PhD Seminar • Formal Methods | Software Engineering • Towards Formal Analysis of Parametric Cooperative Cyber-Physical Systems

Thursday, January 4, 2024 2:00 pm - 3:00 pm EST (GMT -05:00)

Please note: This PhD seminar will take place online.

Raniah Alghamdi, PhD candidate
David R. Cheriton School of Computer Science

Supervisor: Professor Richard Trefler

Cyber-Physical Systems (CPS) applications are seen across various safety-critical domains as a set of distributed agents that cooperatively interact to accomplish common goals. Such distributed hybrid systems are parameterized by N, an unbounded number of interacting agents. Using the traditional non-parametric model-checking approach to verify their correctness is limited to the gradual composition of more agents, leading to the well-known “state-space explosion” problem. Therefore, it is vital to find a scalable method to verify the safety of such massive state space systems, regardless of the number of participating agents.

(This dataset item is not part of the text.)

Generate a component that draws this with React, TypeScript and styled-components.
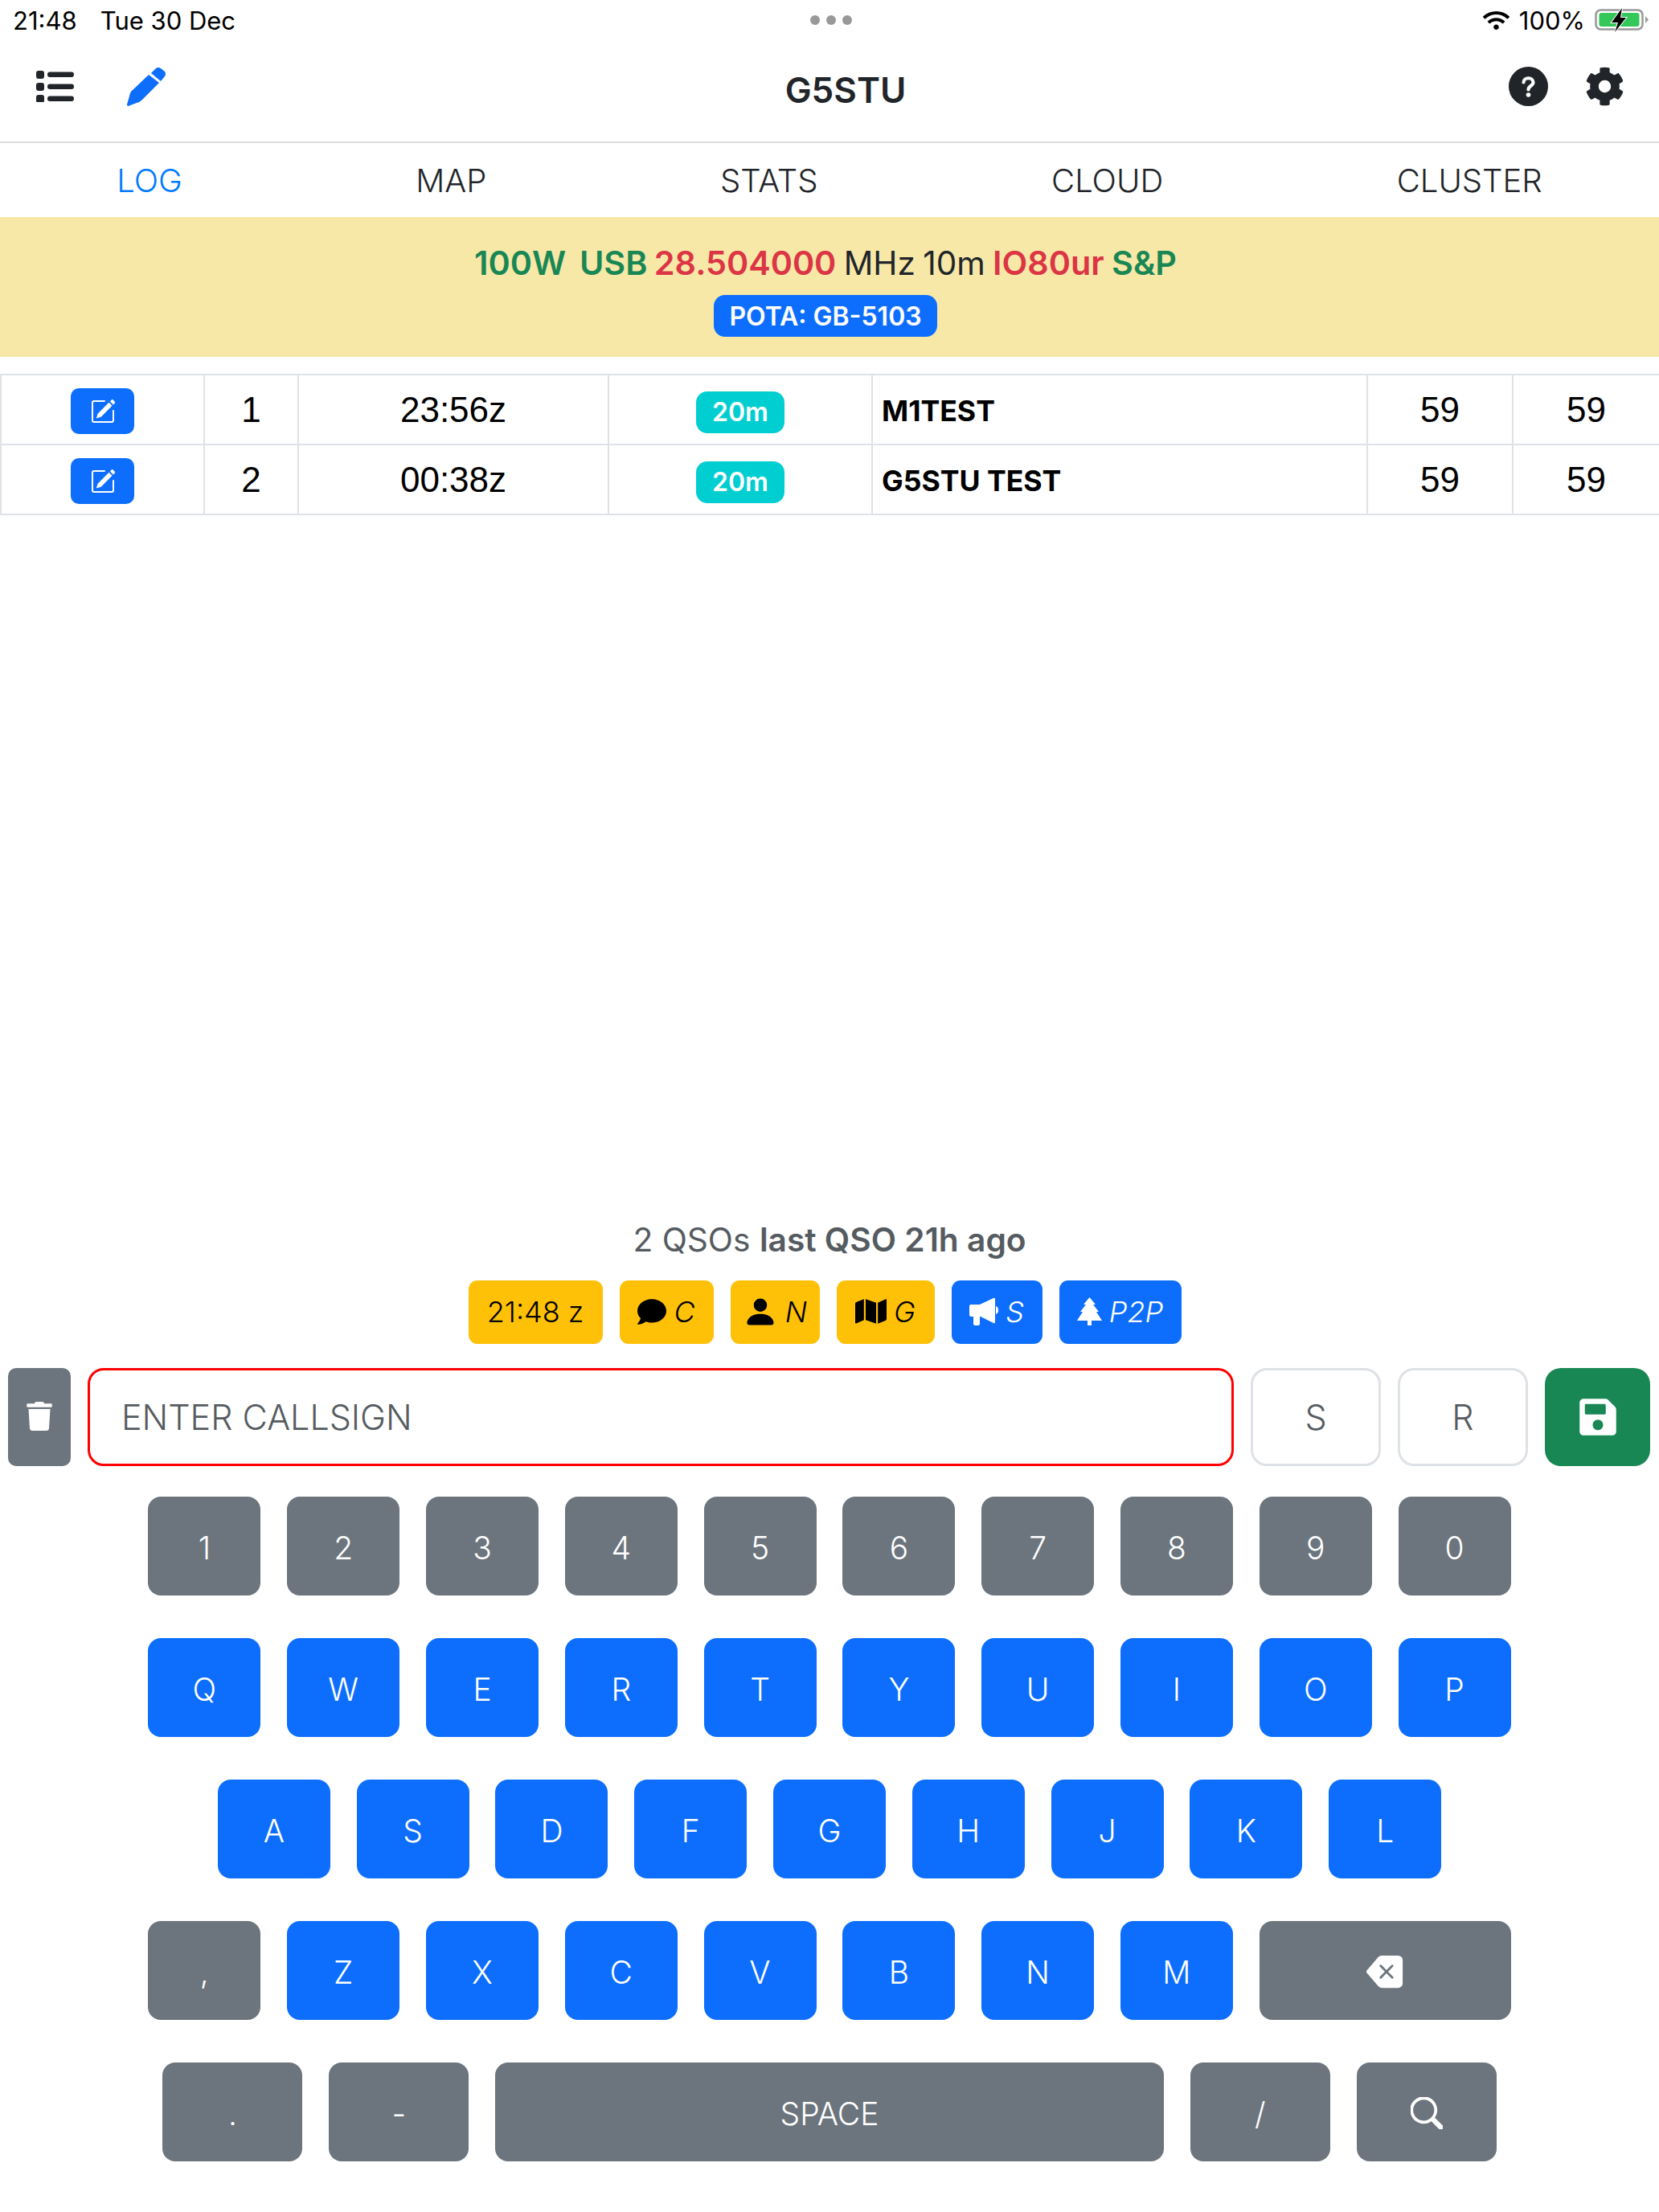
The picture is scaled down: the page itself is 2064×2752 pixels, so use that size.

That problem is known as the parameterized model checking problem (PMCP).

This seminar sheds light on both related works and foundational concepts crucial for understanding the complexity of analyzing parametric CPS. Different relevant works in parameterized CPS will be discussed to grasp the current state of the art in this evolving field through real-world applications. Additionally, we will give a comprehensive background on key notions including parametrized compositional model checking problem (PCMCP), hybrid models, hybrid input/output automata (HIOA), networks of HIOA, inductive invariants of HIOA, and local symmetry. Furthermore, developing the modular verification technique of PCMCP to analyze global safety properties of parametric CPS will be briefly discussed. To illustrate the challenges in analyzing parameterized CPS, we will briefly outline its application in a platoon of N cooperative adaptive cruise control (CACC) vehicles.